Posted by: David, from Canada | April 09, 2006 at 06:28 AM
Addendum:
For an excellent fictional approach to corporate satire, please see the novel "KINGS OF INFINITE SPACE" by James Hynes. It's hilarious and skewers so many issues with a razor-honed satiric lance. I highly recommend it.
Posted by: David, from Canada | April 09, 2006 at 06:34 AM
Any more suggested novels/movies about corporate life?
Posted by: Barbara E | April 10, 2006 at 02:16 PM
David: "Thank you, merci beaucoup Madame Ehrenreich. You speak truth to power."
But cf:
Chomsky on ’speaking truth to power’ from the book ‘Power and Terror’: “First of all, power already knows the truth. They don’t need to hear it from us. Secondly, it’s a waste of time. Furthermore, it’s the wrong audience. You have to speak truth to the people who will dismantle and overthrow and contain power.”
This is especially true in the US where the corporate propaganda has been so massive for so long that, to many Americans, it is now just seen as common sense, what is supposedly obvious. See some comments on this site for example - where some assume that it's just obvious the French are wrong. The French have been attacked in the US media - which usually ignores other countries unless the US is invading them.
William Pfaff (worth quoting again) is almost a lone voice in providing an alternative view for a mass audience(those in power know what a threat the French example is):
"Actually, French youth unemployment is not what it is usually made out to be, since free baccalaureate- and university-level education keeps young people out of the job market much longer than in most countries. As a result, as The Financial Times reported last weekend, the official figures are misleading. The newspaper calculates that 7.8 percent of French under-25s are actually out of work, as compared with 7.4 percent in Britain and 6.5 percent in Germany.
Similarly, it seems to me that the current unrest in France signals wider popular resistance in Europe to the most important element in the new model of market economics, its undermining of the place of the employee in the corporate order, deliberately rendering the life of the employee precarious.
The model's principal characteristic in the United States has been the transfer of wealth to stockholders and managers, and away from public interests (by tax cuts) and employees (through wage-depression and elimination of employee benefits).
In this perspective, what in France seems to be a sterile defense of an obsolete social and economic order might be interpreted as a premonitory appeal for a new but humane model to replace it. It could be Europe's opportunity.
http://www.iht.com/bin/print_ipub.php?file=/articles/2006/03/22/news/edpfaff.php
Posted by: Ted | April 11, 2006 at 03:28 AM
Barabara: "Any more suggested novels/movies about corporate life?"

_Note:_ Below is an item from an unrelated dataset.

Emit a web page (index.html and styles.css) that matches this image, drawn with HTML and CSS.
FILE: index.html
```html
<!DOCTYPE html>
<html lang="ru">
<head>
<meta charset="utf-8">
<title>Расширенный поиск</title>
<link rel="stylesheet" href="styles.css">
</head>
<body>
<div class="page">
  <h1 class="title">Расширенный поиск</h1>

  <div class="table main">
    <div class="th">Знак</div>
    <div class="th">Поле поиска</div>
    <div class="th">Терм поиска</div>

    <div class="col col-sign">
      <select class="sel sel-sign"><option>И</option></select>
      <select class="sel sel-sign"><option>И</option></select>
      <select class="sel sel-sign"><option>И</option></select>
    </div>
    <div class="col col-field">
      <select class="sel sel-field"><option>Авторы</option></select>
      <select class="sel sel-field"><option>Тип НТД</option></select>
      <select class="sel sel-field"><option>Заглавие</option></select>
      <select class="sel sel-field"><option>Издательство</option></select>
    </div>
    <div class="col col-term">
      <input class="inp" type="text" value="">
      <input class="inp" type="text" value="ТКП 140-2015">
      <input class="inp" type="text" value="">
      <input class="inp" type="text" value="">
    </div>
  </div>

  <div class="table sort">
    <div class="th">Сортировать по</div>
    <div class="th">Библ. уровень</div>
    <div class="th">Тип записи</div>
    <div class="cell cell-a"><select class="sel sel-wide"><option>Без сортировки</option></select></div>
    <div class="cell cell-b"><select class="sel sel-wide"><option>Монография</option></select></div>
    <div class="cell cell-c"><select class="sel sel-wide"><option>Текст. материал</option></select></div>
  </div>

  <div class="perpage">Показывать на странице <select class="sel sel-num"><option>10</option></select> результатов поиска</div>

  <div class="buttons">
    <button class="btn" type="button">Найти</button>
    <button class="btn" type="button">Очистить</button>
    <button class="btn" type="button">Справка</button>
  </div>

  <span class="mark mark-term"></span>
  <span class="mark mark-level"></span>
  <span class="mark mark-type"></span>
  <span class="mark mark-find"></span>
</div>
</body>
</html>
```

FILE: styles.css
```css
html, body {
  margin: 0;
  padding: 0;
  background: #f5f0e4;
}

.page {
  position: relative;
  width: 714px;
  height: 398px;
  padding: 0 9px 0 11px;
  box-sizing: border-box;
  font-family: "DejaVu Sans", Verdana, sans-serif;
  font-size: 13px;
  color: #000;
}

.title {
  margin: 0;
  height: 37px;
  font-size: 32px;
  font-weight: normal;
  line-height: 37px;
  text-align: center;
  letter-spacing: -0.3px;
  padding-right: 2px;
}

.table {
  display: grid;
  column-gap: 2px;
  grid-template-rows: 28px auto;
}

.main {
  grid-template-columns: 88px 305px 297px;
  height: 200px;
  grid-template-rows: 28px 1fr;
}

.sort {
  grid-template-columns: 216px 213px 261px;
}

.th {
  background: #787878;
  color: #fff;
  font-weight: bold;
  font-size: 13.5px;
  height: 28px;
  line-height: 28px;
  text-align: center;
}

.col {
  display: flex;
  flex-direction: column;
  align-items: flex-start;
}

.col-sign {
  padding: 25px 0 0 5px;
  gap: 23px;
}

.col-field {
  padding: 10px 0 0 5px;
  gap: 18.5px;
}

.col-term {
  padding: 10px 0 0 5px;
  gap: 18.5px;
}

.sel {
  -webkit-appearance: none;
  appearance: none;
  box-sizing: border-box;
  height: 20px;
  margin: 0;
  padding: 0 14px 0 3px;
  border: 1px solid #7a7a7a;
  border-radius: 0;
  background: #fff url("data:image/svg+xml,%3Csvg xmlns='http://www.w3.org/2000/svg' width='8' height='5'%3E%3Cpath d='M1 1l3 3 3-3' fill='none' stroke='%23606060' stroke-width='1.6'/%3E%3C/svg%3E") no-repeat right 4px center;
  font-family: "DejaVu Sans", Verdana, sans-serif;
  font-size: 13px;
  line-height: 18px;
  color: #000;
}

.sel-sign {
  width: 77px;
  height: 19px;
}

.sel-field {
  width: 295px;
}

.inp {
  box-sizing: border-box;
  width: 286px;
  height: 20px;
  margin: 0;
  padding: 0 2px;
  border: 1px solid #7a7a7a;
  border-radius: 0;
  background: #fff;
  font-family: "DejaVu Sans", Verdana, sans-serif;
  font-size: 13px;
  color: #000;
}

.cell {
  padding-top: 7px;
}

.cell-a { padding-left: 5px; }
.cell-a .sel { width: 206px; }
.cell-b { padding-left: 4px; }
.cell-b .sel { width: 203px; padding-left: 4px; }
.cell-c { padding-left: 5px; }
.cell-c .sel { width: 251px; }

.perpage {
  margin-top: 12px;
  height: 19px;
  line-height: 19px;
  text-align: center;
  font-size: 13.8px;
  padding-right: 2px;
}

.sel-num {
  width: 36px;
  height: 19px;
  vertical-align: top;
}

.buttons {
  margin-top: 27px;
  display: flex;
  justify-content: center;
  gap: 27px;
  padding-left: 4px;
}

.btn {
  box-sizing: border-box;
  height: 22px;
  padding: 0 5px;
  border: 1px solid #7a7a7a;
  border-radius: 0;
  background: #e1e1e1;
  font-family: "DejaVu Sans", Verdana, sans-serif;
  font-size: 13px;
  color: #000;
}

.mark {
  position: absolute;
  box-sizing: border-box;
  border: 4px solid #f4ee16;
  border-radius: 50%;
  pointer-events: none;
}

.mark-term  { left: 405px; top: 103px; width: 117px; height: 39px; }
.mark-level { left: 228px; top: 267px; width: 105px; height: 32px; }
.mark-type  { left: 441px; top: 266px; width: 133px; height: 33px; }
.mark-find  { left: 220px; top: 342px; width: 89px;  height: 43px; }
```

Obviously there's "Wall Street", and for Jason, who prefers non-fiction, if he hasn't already seen/read it, there's the film/DVD/book "The Corporation":
'"From the point of view of the corporation," adds philosopher Mark Kingwell, "the ideal citizen is a kind of insanely rapacious consumer," driven by a "kind of psychopathic version of self-interest." A century and a half after its birt, the modern business corporation, an artificial person made in the image of a human psychopath, now is seeking to remake real people in ITS image.' p. 135
Posted by: Ted | April 11, 2006 at 04:00 AM
Your nostalgia for “life-time” employment would be much stronger if you backed it up with some data. Exactly how many graduates of college in 1950 had just one employer until they retired? My guess is that it was much lower than you imply.

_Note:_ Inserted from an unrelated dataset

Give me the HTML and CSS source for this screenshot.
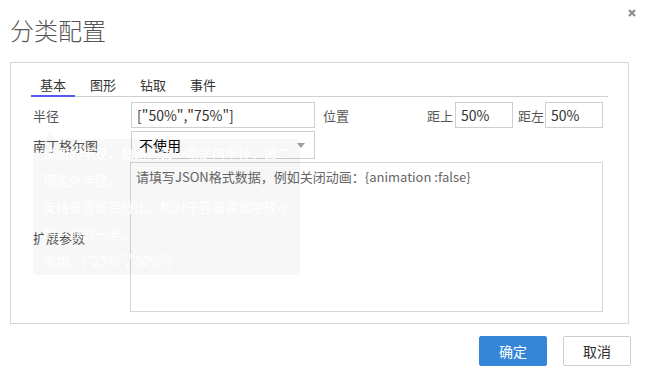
FILE: index.html
```html
<!DOCTYPE html>
<html lang="zh-CN">
<head>
    <meta charset="UTF-8">
    <title>分类配置</title>
    <link rel="stylesheet" href="styles.css">
</head>
<body>
<div class="dialog">
    <header class="dialog-head">
        <h1>分类配置</h1>
        <span class="close" aria-label="关闭">
            <svg width="8" height="8" viewBox="0 0 8 8"><path d="M1 1L7 7M7 1L1 7" stroke="#8a8a8a" stroke-width="2"/></svg>
        </span>
    </header>
    <section class="panel">
        <nav class="tabs">
            <div class="tab active">基本</div>
            <div class="tab">图形</div>
            <div class="tab">钻取</div>
            <div class="tab">事件</div>
        </nav>
        <form class="form">
            <div class="row">
                <label class="label" for="radius">半径</label>
                <input class="field wide" id="radius" value='["50%","75%"]'>
                <span class="text pos">位置</span>
                <span class="text push">距上</span>
                <input class="field small" value="50%">
                <span class="text left">距左</span>
                <input class="field small tight" value="50%">
            </div>
            <div class="row">
                <label class="label">南丁格尔图</label>
                <div class="select">
                    <span>不使用</span>
                    <svg width="8" height="5" viewBox="0 0 8 5"><path d="M0 0H8L4 5Z" fill="#a0a0a0"/></svg>
                </div>
            </div>
            <div class="row">
                <label class="label" for="extra">扩展参数</label>
                <textarea class="area" id="extra" placeholder="请填写JSON格式数据，例如关闭动画：{animation :false}"></textarea>
            </div>
        </form>
        <div class="tooltip">
            饼图的半径，数组的第一项是内半径，第二项是外半径。<br>
            支持设置成百分比，相对于容器高宽中较小的一项的一半。<br>
            例如：["25%","50%"]
        </div>
    </section>
    <footer class="actions">
        <button class="btn primary">确定</button>
        <button class="btn">取消</button>
    </footer>
</div>
</body>
</html>
```

FILE: styles.css
```css
* {
    box-sizing: border-box;
    font-family: "Noto Sans CJK SC", "DejaVu Sans", sans-serif;
}

body {
    margin: 0;
    background-color: white;
    color: #333;
    font-size: 14px;
}

.dialog {
    width: 647px;
    height: 380px;
}

.dialog-head {
    display: flex;
    justify-content: space-between;
    height: 62px;
    padding: 0 11px 0 10px;
}

h1 {
    margin: 0;
    padding-top: 17px;
    font-size: 24px;
    line-height: 26px;
    font-weight: 300;
    color: #555;
}

.close {
    display: flex;
    padding-top: 9px;
    height: 20px;
}

.panel {
    position: relative;
    margin: 0 18px 0 10px;
    border: 1px solid #d6d6d6;
    padding: 11px 20px 11px 20px;
}

.tabs {
    display: flex;
    height: 23px;
    border-bottom: 1px solid #cfcfcf;
}

.tab {
    width: 44px;
    height: 23px;
    margin-right: 6px;
    margin-bottom: -1px;
    line-height: 21px;
    text-align: center;
    font-size: 13px;
    color: #333;
    border-bottom: 2px solid transparent;
}

.tab.active {
    border-bottom-color: #5559ef;
}

.form {
    display: grid;
    row-gap: 3px;
    margin: 5px 5px 0 0;
}

.row {
    display: flex;
    align-items: center;
}

.label {
    width: 100px;
    flex-shrink: 0;
    padding-left: 2px;
    color: #555;
    font-size: 13px;
}

.text {
    color: #555;
    font-size: 13px;
}

.field {
    height: 26px;
    border: 1px solid #cfcfcf;
    padding: 0 5px;
    font-size: 14px;
    color: #333;
    outline: none;
}

.field.wide {
    width: 184px;
}

.field.small {
    width: 58px;
    margin-left: 2px;
}

.field.tight {
    margin-left: 1px;
}

.pos {
    margin-left: 8px;
}

.push {
    margin-left: auto;
}

.left {
    margin-left: 5px;
}

.select {
    display: flex;
    justify-content: space-between;
    align-items: center;
    width: 184px;
    height: 28px;
    border: 1px solid #cfcfcf;
    padding: 0 9px 0 7px;
    color: #000;
    font-size: 14px;
}

.area {
    flex: 1;
    height: 150px;
    margin-left: -1px;
    border: 1px solid #d6d6d6;
    padding: 4px 5px;
    font-size: 13px;
    line-height: 20px;
    resize: none;
    outline: none;
}

.area::placeholder {
    color: #666;
}

.tooltip {
    position: absolute;
    left: 22px;
    top: 76px;
    width: 267px;
    height: 136px;
    padding: 0 10px;
    border-radius: 4px;
    background-color: rgba(0, 0, 0, 0.03);
    color: white;
    font-size: 13px;
    line-height: 27px;
}

.tooltip::before {
    content: "";
    position: absolute;
    left: 10px;
    top: -6px;
    border: 6px solid transparent;
    border-top: 0;
    border-bottom-color: rgba(0, 0, 0, 0.03);
}

.actions {
    display: flex;
    justify-content: flex-end;
    gap: 16px;
    padding: 12px 16px 0 0;
}

.btn {
    width: 68px;
    height: 30px;
    border: 1px solid #cdcdcd;
    border-radius: 2px;
    background-color: white;
    color: #333;
    font-size: 14px;
    cursor: pointer;
}

.btn.primary {
    border-color: #3586d9;
    background-color: #3586d9;
    color: white;
}
```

Posted by: superdestroyer | April 11, 2006 at 12:24 PM
This thread seems kind of dead, but I'd feel amiss in my duties if I didn't mention Bentley Little, who has made a cottage industry out of writing novels that satirize various institutions, especially corporate life. His books tend to be bizarre, surreal, and Kafkaesque, although read back to back they can get a bit repetitive. Probably the best dealing with topics relating to this site are "The Ignored", about a man who gets a job at a large corporation only to find that people pay less and less attention to him until he is almost literally invisible, and "The Store", which is about a thinly disguised Wal-Mart parody that opens a store in a small town, ruins the competition, subjects employees to hellish conditions, and compromises the scruples of customers.
As a word of warning, though, I should mention that these are horror novels and contain scenes of graphic violence and weird sex, and therefore may not be for the easily offended or those who consider the horror genre an intellectual ghetto. Nonetheless, everyone I know who’s read a book by Bentley Little swears by it. (Does that say more about the books or the people I know?)
Posted by: MrPiskie | June 05, 2006 at 06:48 AM
I happen to be about half-way through The Company.
"Any more suggested novels/movies about corporate life?"
1. Well you MUST see that 1990s hilarious cult classic "Office Space".
2. And for a Japanese slant, someone just recommended "A Man with No Talents: Memoirs of a Tokyo Day Laborer." Its pretty short, too.
Posted by: AF | June 06, 2006 at 03:52 PM
I also suggest this sleeper movie about corporate life in Canada: Waydowntown.